When speaking of vaccinations, here in the US, we refer to them as a ‘shot’ but in England and elsewhere around the UK, they call them a ‘jab.’ No one likes needles. But somehow a ‘jab’ sounds more-to-be-dreaded. Yet in these days of the coronavirus pandemic, there is nothing more highly sought after than a COVID-19 ‘jab’ or ‘shot’ – whatever way you may refer to it.
Today was our lucky day! Charles and I were both scheduled for our first COVID-19 vaccine injections at 10 o’clock this morning. Everything went smoothly once we found the actual location and we both received the vaccinations from nurses who are designated now as “vaccinators.”
The one thing that was confounding was that in the days leading up to the scheduled appointment time, no one had been able to tell us exactly where to go. “St. Joseph Medical Center” was the only information as to the location. Even in the official email confirming the appointment, it only said “St. Joseph Medical Center.”
“St. Joseph Medical Center” is a huge complex. One person said they thought “only the ER entrance was open so it must be there.”
I had called the hospital and they refuse to take calls to answer any questions about COVID-19 and only refer people to their website, which does not include the location of where the vaccinations are being given.
I also wrote in through the “MyChart” portal to inquire and received a templated response that was completely useless. It included two phone numbers to call and neither of those were answered by humans and each of them also only referred callers to their website for information. Sigh…
After I had called both numbers to no avail, I wrote a reply back to the templated response I had received to my initial inquiry. I did not expect a response. But I received one. It was the same template as the original one with a line of original text added to it explaining that the employee responding works at a remote location and doesn’t know the answer.
This morning, we headed out almost an hour early ahead of our appointed time.
Indeed, there was a sign out on 19th Street at the ER entrance indicating that the COVID-19 Vaccination Clinic was there. Hooray!
We turned in at the ER entrance and thankfully there was one parking spot available at the far end of the lot. When we made it over to the ER entrance, we were greeted by another sign that said “No COVID-19 Vaccinations Here”. What?!?
Beyond that there was yet another sign showing the layout of the hospital campus and the street address of the building where the vaccine clinic was actually being conducted.
We drove to that location – several blocks away – and then found a handicapped parking space in the back lot across the street from the medical center and hoofed it back across the street to the hospital building.
As we approached the hospital entrance, we noticed people coming out doing the ‘Happy Dance’ and posing for pictures with a wallet card in their hands.
Once inside, we followed the circuitous route around the hallways (marked by blue tape on the floor with demarcations every six feet to maintain social distancing) until we had followed the ‘yellow brick road’ (in this case ‘blue’) to where there was a herd of people waiting. (Maybe that’s what ‘herd immunity’ is all about?!?)

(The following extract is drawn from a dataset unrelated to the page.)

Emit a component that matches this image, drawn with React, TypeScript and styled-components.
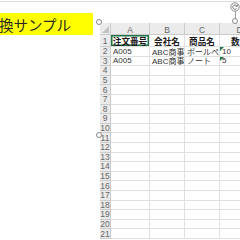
import React from "react";
import styled, { createGlobalStyle, css } from "styled-components";

const GlobalStyle = createGlobalStyle`
  html, body {
    margin: 0;
    padding: 0;
    background: #ffffff;
  }
  body {
    font-family: "Liberation Sans", "Noto Sans CJK JP", sans-serif;
  }
`;

const Page = styled.div`
  position: relative;
  width: 240px;
  height: 240px;
  overflow: hidden;
  background: #ffffff;
  border-top: 1px solid #dcdcdc;
  margin-top: 1px;
  box-sizing: border-box;
  display: flex;
  align-items: flex-start;
  gap: 7px;
`;

const Banner = styled.div`
  margin-top: 11px;
  width: 93px;
  height: 22px;
  flex-shrink: 0;
  background: #ffff00;
  color: #262626;
  font-family: "Noto Sans CJK JP", sans-serif;
  font-size: 14.5px;
  line-height: 24px;
  white-space: nowrap;
  overflow: hidden;
  text-indent: -1px;
`;

const Picture = styled.div`
  margin-top: 19px;
  padding-top: 2px;
  flex-shrink: 0;
  background: #ffffff;
`;

const Sheet = styled.div`
  display: grid;
  grid-template-columns: 11px 39px 35px 35px 40px;
  grid-template-rows: 12px 12px repeat(20, 9.6px);
`;

type Kind = "corner" | "col" | "row" | "data";

const Cell = styled.div<{ $kind: Kind; $center?: boolean; $bold?: boolean; $active?: boolean }>`
  position: relative;
  box-sizing: border-box;
  border-right: 1px solid #e0e0e0;
  border-bottom: 1px solid #e0e0e0;
  overflow: hidden;
  white-space: nowrap;
  font-size: 8px;
  color: #333333;
  padding-left: 2px;
  display: flex;
  align-items: center;
  font-family: "Liberation Sans", "Noto Sans CJK JP", sans-serif;
  ${(p) =>
    p.$center &&
    css`
      justify-content: center;
      padding-left: 0;
    `}
  ${(p) =>
    p.$bold &&
    css`
      font-weight: bold;
      font-size: 8.6px;
      color: #1a1a1a;
    `}
  ${(p) =>
    p.$active &&
    css`
      box-shadow: inset 0 0 0 1.5px #217346;
    `}
  ${(p) =>
    (p.$kind === "col" || p.$kind === "row" || p.$kind === "corner") &&
    css`
      background: #ebebeb;
      color: #666666;
      border-right-color: #cbcbcb;
      border-bottom-color: #cbcbcb;
      justify-content: center;
      padding-left: 0;
      font-size: 8.5px;
    `}
  ${(p) =>
    p.$kind === "col" &&
    css`
      padding-top: 3px;
    `}
`;

const CornerMark = styled.span`
  position: absolute;
  right: 1px;
  bottom: 1px;
  width: 0;
  height: 0;
  border-left: 7px solid transparent;
  border-bottom: 7px solid #c2c2c2;
`;

const ErrorMark = styled.span`
  position: absolute;
  left: 0;
  top: 0;
  width: 0;
  height: 0;
  border-top: 4px solid #1f7a47;
  border-right: 4px solid transparent;
`;

const Handle = styled.span<{ $x: number; $y: number }>`
  position: absolute;
  left: ${(p) => p.$x - 3}px;
  top: ${(p) => p.$y - 3}px;
  width: 6px;
  height: 6px;
  box-sizing: border-box;
  border-radius: 50%;
  border: 1px solid #8a8a8a;
  background: #ffffff;
`;

const RotateLine = styled.span`
  position: absolute;
  left: 235px;
  top: 8px;
  width: 1px;
  height: 10px;
  background: #a0a0a0;
`;

const RotateIcon = styled.svg`
  position: absolute;
  left: 230px;
  top: 0px;
`;

const columns = ["A", "B", "C", "D"];

const rows: { cells: string[]; bold?: boolean; error?: boolean }[] = [
  { cells: ["注文番号", "会社名", "商品名", "数量"], bold: true },
  { cells: ["A005", "ABC商事", "ボールペン", "10"], error: true },
  { cells: ["A005", "ABC商事", "ノート", "5"], error: true },
];

export default function App() {
  const allRows = Array.from({ length: 21 }, (_, i) => rows[i] ?? { cells: ["", "", "", ""] });

  return (
    <>
      <GlobalStyle />
      <Page>
        <Banner>換サンプル</Banner>
        <Picture>
          <Sheet>
            <Cell $kind="corner">
              <CornerMark />
            </Cell>
            {columns.map((c) => (
              <Cell key={c} $kind="col">
                {c}
              </Cell>
            ))}
            {allRows.map((r, i) => (
              <React.Fragment key={i}>
                <Cell $kind="row">{i + 1}</Cell>
                {r.cells.map((text, j) => (
                  <Cell
                    key={j}
                    $kind="data"
                    $center={r.bold}
                    $bold={r.bold}
                    $active={i === 0 && j === 0}
                  >
                    {r.error && j === 3 && <ErrorMark />}
                    {text}
                  </Cell>
                ))}
              </React.Fragment>
            ))}
          </Sheet>
        </Picture>
        <Handle $x={99} $y={20} />
        <Handle $x={99} $y={133} />
        <RotateLine />
        <Handle $x={235} $y={19} />
        <RotateIcon width="10" height="10" viewBox="0 0 10 10">
          <circle cx="5" cy="5" r="4.2" fill="#ffffff" stroke="#8a8a8a" strokeWidth="1" />
          <path d="M7 4.2 A2.2 2.2 0 1 0 6.6 6.6" fill="none" stroke="#7a7a7a" strokeWidth="1" />
          <path d="M7.6 2.6 L7.2 4.6 L5.4 4" fill="none" stroke="#7a7a7a" strokeWidth="0.9" />
        </RotateIcon>
      </Page>
    </>
  );
}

There was one man we encountered on the way in, who was following the blue line, but going against the arrows, and he appeared to be like a charging, angry bull. We could only surmise that after he had gotten all the way into the vaccination area he had been turned away for some reason, perhaps not having an appointment. But he would mow down anyone on the blue line in his exit path, if you didn’t get out of his way.
Once we had safely navigated the path, the serious waiting began…and the distribution of clipboards…paperwork…screening questions…and the “clean pens” (so we were informed) …and then at last into the room with eight computer work stations where nurses and their assistants were administering the injections and scheduling the follow-up second vaccinations.
The ‘shots’ / ‘jabs’ were absolutely painless. (Even less painful than insulin syringes!)
The nurse was pleasant and professional. It’s your choice whether you want the injection in your upper right or left arm in the deltoid muscle (near the shoulder joint).
We were given cards with our follow-up appointments and the record of our first injections.
After that we were sent to a huge Observation Room with chairs spaced six feet apart in which to sit and wait for 15 minutes in case any untoward allergic reactions or symptoms were to develop. The staff in that room also handed out bottles of Nestle’s water to anyone, who wanted one. That was a nice touch.
Once the 15 minutes were up, we were on our way. Charles was off to dialysis and I was on my way home for a nap. No ill effects from the vaccine, just drained from the process…
I am doing the ‘Happy Dance’ in my heart that we are among the fortunate ones who have secured our first dose of the vaccine now and are scheduled for the second one. At least on Round Two, we’ll know where to go.
But it boggles my mind why the communication on the part of a mega healthcare system, which until a couple of months ago was St. Joseph Hospital, part of CHI Franciscan Health, but after the recent merger of the two healthcare systems is now Virginia Mason Franciscan Health, is so poor as to create a daunting juggernaut for people – seniors in particular — to receive simple, clear communication about where they can receive their COVID-19 vaccinations.
The views expressed in this article are the writer’s own.